__Work required__: State how many lines include "components", giving the number by itself.

__Source material__:
▼▼▼
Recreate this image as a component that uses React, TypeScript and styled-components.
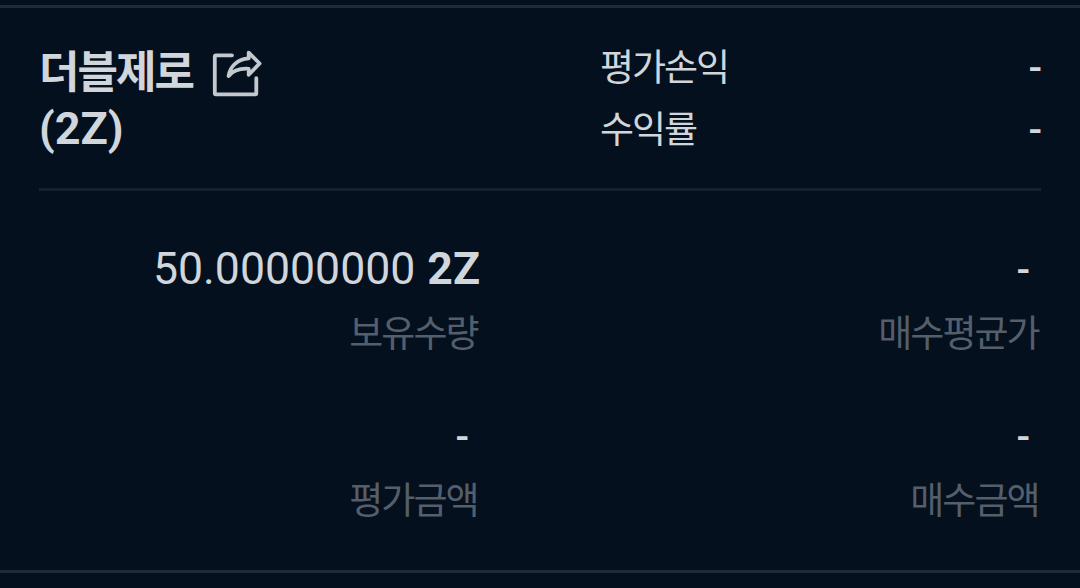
import { FC } from 'react';
import styled, { createGlobalStyle } from 'styled-components';

interface IPropsItem {
  label: string;
  value: string;
  unit?: string;
}

const Item: FC<IPropsItem> = ({ label, value, unit }) => (
  <ItemBox>
    <ItemValue $empty={!unit}>
      {value}
      {unit && <Unit>{unit}</Unit>}
    </ItemValue>
    <ItemLabel>{label}</ItemLabel>
  </ItemBox>
);

const App: FC = () => {
  return (
    <>
      <GlobalStyle />
      <Card>
        <Header>
          <TitleWrap>
            <Title>
              더블제로
              <Ticker>(2Z)</Ticker>
            </Title>
            <ShareIcon viewBox='0 0 52 50'>
              <path d='M21 5.3H4.8Q3.8 5.3 3.8 6.3V43.3Q3.8 44.3 4.8 44.3H44.3Q45.3 44.3 45.3 43.3V28.2' />
              <path d='M37.7 2.6L48.6 13.5L37.7 24.8V18.8C28.5 18.2 22 20.5 17.6 26C19 16.5 26.5 9.2 37.7 8.4Z' />
            </ShareIcon>
          </TitleWrap>
          <Profit>
            <ProfitRow>
              <ProfitLabel>평가손익</ProfitLabel>
              <ProfitValue>-</ProfitValue>
            </ProfitRow>
            <ProfitRow>
              <ProfitLabel>수익률</ProfitLabel>
              <ProfitValue>-</ProfitValue>
            </ProfitRow>
          </Profit>
        </Header>
        <ItemGrid>
          <Item label='보유수량' value='50.00000000' unit='2Z' />
          <Item label='매수평균가' value='-' />
          <Item label='평가금액' value='-' />
          <Item label='매수금액' value='-' />
        </ItemGrid>
      </Card>
    </>
  );
};

const GlobalStyle = createGlobalStyle`
  * {
    box-sizing: border-box;
  }

  body {
    margin: 0;
    background: #04101D;
    color: #D1D6DC;
    font-family: Roboto, 'Noto Sans CJK KR', sans-serif;
  }
`;

const Card = styled.section`
  height: 568px;
  margin-top: 5px;
  margin-bottom: 10px;
  padding: 0 39px;
  border-top: 3px solid #1F2B3A;
  border-bottom: 3px solid #1F2B3A;
  overflow: hidden;
`;

const Header = styled.header`
  height: 183px;
  padding-top: 36px;
  display: grid;
  grid-template-columns: 561px 1fr;
  border-bottom: 3px solid #152130;
`;

const TitleWrap = styled.div`
  display: flex;
  align-items: flex-start;
  gap: 18px;
`;

const Title = styled.h1`
  margin: 0;
  font-size: 44px;
  font-weight: 700;
  line-height: 58px;
  letter-spacing: -2px;
`;

const Ticker = styled.span`
  display: block;
  font-size: 45px;
  line-height: 54px;
  letter-spacing: 0;
`;

const ShareIcon = styled.svg`
  width: 52px;
  height: 50px;
  margin-top: 6px;
  fill: none;
  stroke: #C3C8CF;
  stroke-width: 3.8;
  stroke-linecap: round;
  stroke-linejoin: round;
`;

const Profit = styled.div`
  display: flex;
  flex-direction: column;
`;

const ProfitRow = styled.div`
  height: 62px;
  display: flex;
  justify-content: space-between;
`;

const ProfitLabel = styled.span`
  font-size: 37px;
  line-height: 50px;
  letter-spacing: -2px;
`;

const ProfitValue = styled.span`
  margin-right: -1px;
  font-size: 40px;
  font-weight: 500;
  line-height: 50px;
`;

const ItemGrid = styled.div`
  padding-top: 48px;
  display: grid;
  grid-template-columns: 441px 1fr;
  grid-auto-rows: 167px;
`;

const ItemBox = styled.div`
  display: flex;
  flex-direction: column;
  align-items: flex-end;
`;

const ItemValue = styled.p<{ $empty: boolean }>`
  height: 64px;
  margin: 0;
  padding-right: ${(props) => (props.$empty ? '11px' : '0')};
  font-size: ${(props) => (props.$empty ? '40px' : '44.6px')};
  font-weight: ${(props) => (props.$empty ? 500 : 400)};
  line-height: ${(props) => (props.$empty ? '64px' : '60px')};
`;

const Unit = styled.strong`
  margin-left: 12px;
  font-weight: 700;
`;

const ItemLabel = styled.p`
  margin: 0;
  padding-right: 2.5px;
  font-size: 37px;
  line-height: 64px;
  letter-spacing: -2px;
  color: #555E6B;
`;

export default App;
▲▲▲
__Output__: 2